Mine is Nocturnal Blue. I bought one of the first Harpy's STO posted and once again it is light as Matt points out. So light you can't feel the weight in your hand at all. I mentioned in my Harpy review that I think the bands and pouch outweigh the frame itself.


----------



## mattwalt (Jan 5, 2017)

I've used the same exact bandset on a few frames. Torque / My Axtar experimental / DK Micro Luck rings / DK X6 POM / Little olive natty / Tibetan Antelope / Lil Plinker board cut / Seljan Slant... probably a few others. Torque shoots very well - the Axtar and the Natty are surprisingly accurate. However this setup creams the lot of them with no settling in period. Only got it in a few hours ago and its just on target. No adjustment period or getting the hang of it just point and shoot and hit - over and over and over again.

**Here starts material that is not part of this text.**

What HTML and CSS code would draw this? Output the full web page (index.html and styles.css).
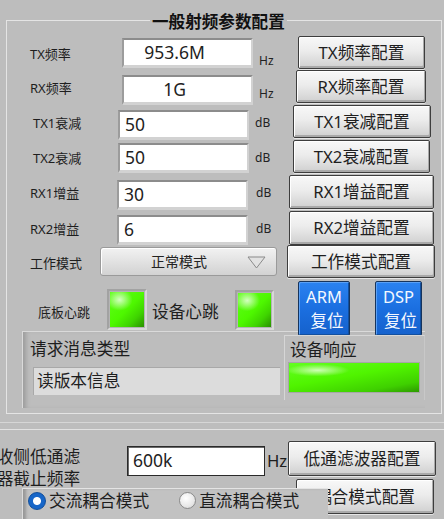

I think that in fairness you can shoot well with any frame with enough practice - but there are some that just make it easier. This one is one of those. The original design makes it consistent (thanks to grip etc.) and the width between the forks helps alignment for accuracy. The rest is simply shooter consistency.


----------



## Covert5 (Feb 7, 2018)

Awesome review Matt,

That is an awesome looking Harpy! How did you anchor down the tubes on the other side? Can't see it.


----------



## mattwalt (Jan 5, 2017)

I used sections of paracord in the case (matchstick style) - though I usually use sections of tube. I like this attachment style a lot. Its a simple mod (3.5-4mm hole drilled centre) which allows looped tubes to work on most slotted wrap and tuck frames.

Here is the same thing on my Wasp Deltawing (this was first time I used this approach)


----------



## Covert5 (Feb 7, 2018)

Thanks Matt! I gotta try that! Looking forward to your review of the weaver too!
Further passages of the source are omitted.